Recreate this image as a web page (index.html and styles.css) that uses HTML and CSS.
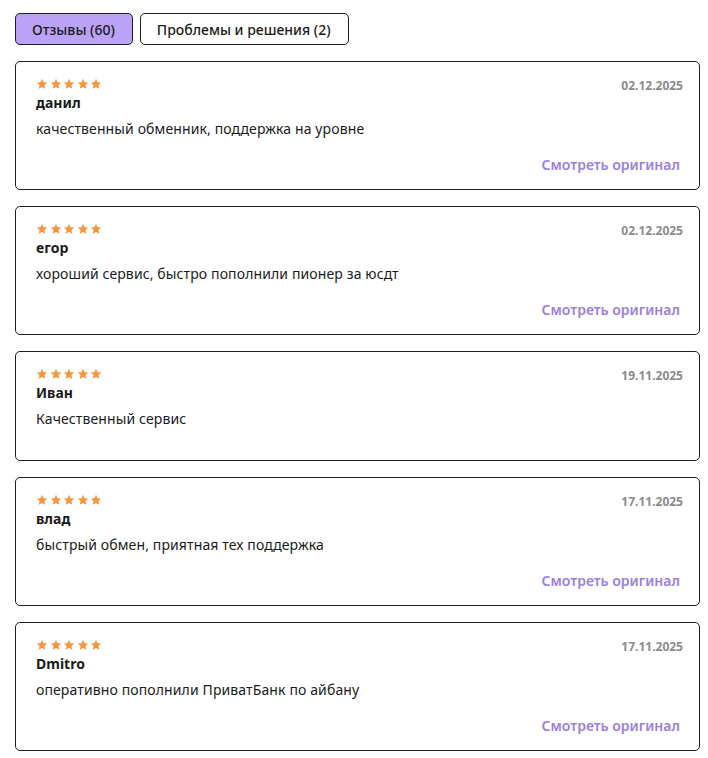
FILE: index.html
```html
<!DOCTYPE html>
<html lang="ru">
<head>
<meta charset="utf-8">
<link rel="stylesheet" href="styles.css">
</head>
<body>
<div class="page">
  <div class="tabs">
    <button class="tab tab-active">Отзывы (60)</button>
    <button class="tab">Проблемы и решения (2)</button>
  </div>
  <div class="list">
    <div class="card">
      <div class="head">
        <div class="stars">
          <svg viewBox="0 0 24 24"><path d="M12 1.5l3.1 7 7.4.7-5.6 5 1.7 7.4L12 17.8l-6.6 3.8 1.7-7.4-5.6-5 7.4-.7z"/></svg>
          <svg viewBox="0 0 24 24"><path d="M12 1.5l3.1 7 7.4.7-5.6 5 1.7 7.4L12 17.8l-6.6 3.8 1.7-7.4-5.6-5 7.4-.7z"/></svg>
          <svg viewBox="0 0 24 24"><path d="M12 1.5l3.1 7 7.4.7-5.6 5 1.7 7.4L12 17.8l-6.6 3.8 1.7-7.4-5.6-5 7.4-.7z"/></svg>
          <svg viewBox="0 0 24 24"><path d="M12 1.5l3.1 7 7.4.7-5.6 5 1.7 7.4L12 17.8l-6.6 3.8 1.7-7.4-5.6-5 7.4-.7z"/></svg>
          <svg viewBox="0 0 24 24"><path d="M12 1.5l3.1 7 7.4.7-5.6 5 1.7 7.4L12 17.8l-6.6 3.8 1.7-7.4-5.6-5 7.4-.7z"/></svg>
        </div>
        <div class="date">02.12.2025</div>
      </div>
      <div class="name">данил</div>
      <div class="text">качественный обменник, поддержка на уровне</div>
      <div class="more"><a class="link" href="#">Смотреть оригинал</a></div>
    </div>
    <div class="card">
      <div class="head">
        <div class="stars">
          <svg viewBox="0 0 24 24"><path d="M12 1.5l3.1 7 7.4.7-5.6 5 1.7 7.4L12 17.8l-6.6 3.8 1.7-7.4-5.6-5 7.4-.7z"/></svg>
          <svg viewBox="0 0 24 24"><path d="M12 1.5l3.1 7 7.4.7-5.6 5 1.7 7.4L12 17.8l-6.6 3.8 1.7-7.4-5.6-5 7.4-.7z"/></svg>
          <svg viewBox="0 0 24 24"><path d="M12 1.5l3.1 7 7.4.7-5.6 5 1.7 7.4L12 17.8l-6.6 3.8 1.7-7.4-5.6-5 7.4-.7z"/></svg>
          <svg viewBox="0 0 24 24"><path d="M12 1.5l3.1 7 7.4.7-5.6 5 1.7 7.4L12 17.8l-6.6 3.8 1.7-7.4-5.6-5 7.4-.7z"/></svg>
          <svg viewBox="0 0 24 24"><path d="M12 1.5l3.1 7 7.4.7-5.6 5 1.7 7.4L12 17.8l-6.6 3.8 1.7-7.4-5.6-5 7.4-.7z"/></svg>
        </div>
        <div class="date">02.12.2025</div>
      </div>
      <div class="name">егор</div>
      <div class="text">хороший сервис, быстро пополнили пионер за юсдт</div>
      <div class="more"><a class="link" href="#">Смотреть оригинал</a></div>
    </div>
    <div class="card">
      <div class="head">
        <div class="stars">
          <svg viewBox="0 0 24 24"><path d="M12 1.5l3.1 7 7.4.7-5.6 5 1.7 7.4L12 17.8l-6.6 3.8 1.7-7.4-5.6-5 7.4-.7z"/></svg>
          <svg viewBox="0 0 24 24"><path d="M12 1.5l3.1 7 7.4.7-5.6 5 1.7 7.4L12 17.8l-6.6 3.8 1.7-7.4-5.6-5 7.4-.7z"/></svg>
          <svg viewBox="0 0 24 24"><path d="M12 1.5l3.1 7 7.4.7-5.6 5 1.7 7.4L12 17.8l-6.6 3.8 1.7-7.4-5.6-5 7.4-.7z"/></svg>
          <svg viewBox="0 0 24 24"><path d="M12 1.5l3.1 7 7.4.7-5.6 5 1.7 7.4L12 17.8l-6.6 3.8 1.7-7.4-5.6-5 7.4-.7z"/></svg>
          <svg viewBox="0 0 24 24"><path d="M12 1.5l3.1 7 7.4.7-5.6 5 1.7 7.4L12 17.8l-6.6 3.8 1.7-7.4-5.6-5 7.4-.7z"/></svg>
        </div>
        <div class="date">19.11.2025</div>
      </div>
      <div class="name">Иван</div>
      <div class="text">Качественный сервис</div>
    </div>
    <div class="card">
      <div class="head">
        <div class="stars">
          <svg viewBox="0 0 24 24"><path d="M12 1.5l3.1 7 7.4.7-5.6 5 1.7 7.4L12 17.8l-6.6 3.8 1.7-7.4-5.6-5 7.4-.7z"/></svg>
          <svg viewBox="0 0 24 24"><path d="M12 1.5l3.1 7 7.4.7-5.6 5 1.7 7.4L12 17.8l-6.6 3.8 1.7-7.4-5.6-5 7.4-.7z"/></svg>
          <svg viewBox="0 0 24 24"><path d="M12 1.5l3.1 7 7.4.7-5.6 5 1.7 7.4L12 17.8l-6.6 3.8 1.7-7.4-5.6-5 7.4-.7z"/></svg>
          <svg viewBox="0 0 24 24"><path d="M12 1.5l3.1 7 7.4.7-5.6 5 1.7 7.4L12 17.8l-6.6 3.8 1.7-7.4-5.6-5 7.4-.7z"/></svg>
          <svg viewBox="0 0 24 24"><path d="M12 1.5l3.1 7 7.4.7-5.6 5 1.7 7.4L12 17.8l-6.6 3.8 1.7-7.4-5.6-5 7.4-.7z"/></svg>
        </div>
        <div class="date">17.11.2025</div>
      </div>
      <div class="name">влад</div>
      <div class="text">быстрый обмен, приятная тех поддержка</div>
      <div class="more"><a class="link" href="#">Смотреть оригинал</a></div>
    </div>
    <div class="card">
      <div class="head">
        <div class="stars">
          <svg viewBox="0 0 24 24"><path d="M12 1.5l3.1 7 7.4.7-5.6 5 1.7 7.4L12 17.8l-6.6 3.8 1.7-7.4-5.6-5 7.4-.7z"/></svg>
          <svg viewBox="0 0 24 24"><path d="M12 1.5l3.1 7 7.4.7-5.6 5 1.7 7.4L12 17.8l-6.6 3.8 1.7-7.4-5.6-5 7.4-.7z"/></svg>
          <svg viewBox="0 0 24 24"><path d="M12 1.5l3.1 7 7.4.7-5.6 5 1.7 7.4L12 17.8l-6.6 3.8 1.7-7.4-5.6-5 7.4-.7z"/></svg>
          <svg viewBox="0 0 24 24"><path d="M12 1.5l3.1 7 7.4.7-5.6 5 1.7 7.4L12 17.8l-6.6 3.8 1.7-7.4-5.6-5 7.4-.7z"/></svg>
          <svg viewBox="0 0 24 24"><path d="M12 1.5l3.1 7 7.4.7-5.6 5 1.7 7.4L12 17.8l-6.6 3.8 1.7-7.4-5.6-5 7.4-.7z"/></svg>
        </div>
        <div class="date">17.11.2025</div>
      </div>
      <div class="name">Dmitro</div>
      <div class="text">оперативно пополнили ПриватБанк по айбану</div>
      <div class="more"><a class="link" href="#">Смотреть оригинал</a></div>
    </div>
  </div>
</div>
</body>
</html>
```

FILE: styles.css
```css
* { box-sizing: border-box; }
html, body { margin: 0; padding: 0; background: #fff; }
body {
  font-family: "Noto Sans", "Open Sans", sans-serif;
  color: #1b1b1b;
}
.page {
  padding: 13px 8px 0 15px;
}
.tabs {
  display: flex;
  gap: 7px;
  margin-bottom: 16px;
}
.tab {
  height: 32px;
  padding: 0 17px 0 16px;
  border: 1px solid #1e1e1e;
  border-radius: 5px;
  background: #fff;
  font-family: inherit;
  font-size: 14px;
  font-weight: 500;
  color: #1b1b1b;
  cursor: pointer;
}
.tab-active {
  background: #baa2f6;
}
.list {
  display: flex;
  flex-direction: column;
  gap: 16px;
}
.card {
  border: 1px solid #1e1e1e;
  border-radius: 5px;
  padding: 16px 16px 15px 20px;
}
.head {
  display: flex;
  justify-content: space-between;
  align-items: flex-start;
  height: 16px;
}
.stars {
  display: flex;
  gap: 1.5px;
}
.stars svg {
  width: 12px;
  height: 12px;
  fill: #f5953d;
}
.date {
  font-size: 12px;
  line-height: 16px;
  font-weight: 700;
  color: #8b8b8b;
}
.name {
  font-size: 14px;
  line-height: 18px;
  font-weight: 700;
}
.text {
  margin-top: 8px;
  font-size: 14px;
  line-height: 18px;
  letter-spacing: 0.12px;
  margin-bottom: 17px;
}
.more {
  display: flex;
  justify-content: flex-end;
  padding-right: 3px;
  padding-top: 1px;
}
.link {
  font-size: 14px;
  line-height: 18px;
  font-weight: 600;
  color: #9b7fe0;
  text-decoration: none;
}
```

-*-*-

Every line holding "styles" should be copied out.

Recreate this image as a web page (index.html and styles.css) that uses HTML and CSS.
<link rel="stylesheet" href="styles.css">
FILE: styles.css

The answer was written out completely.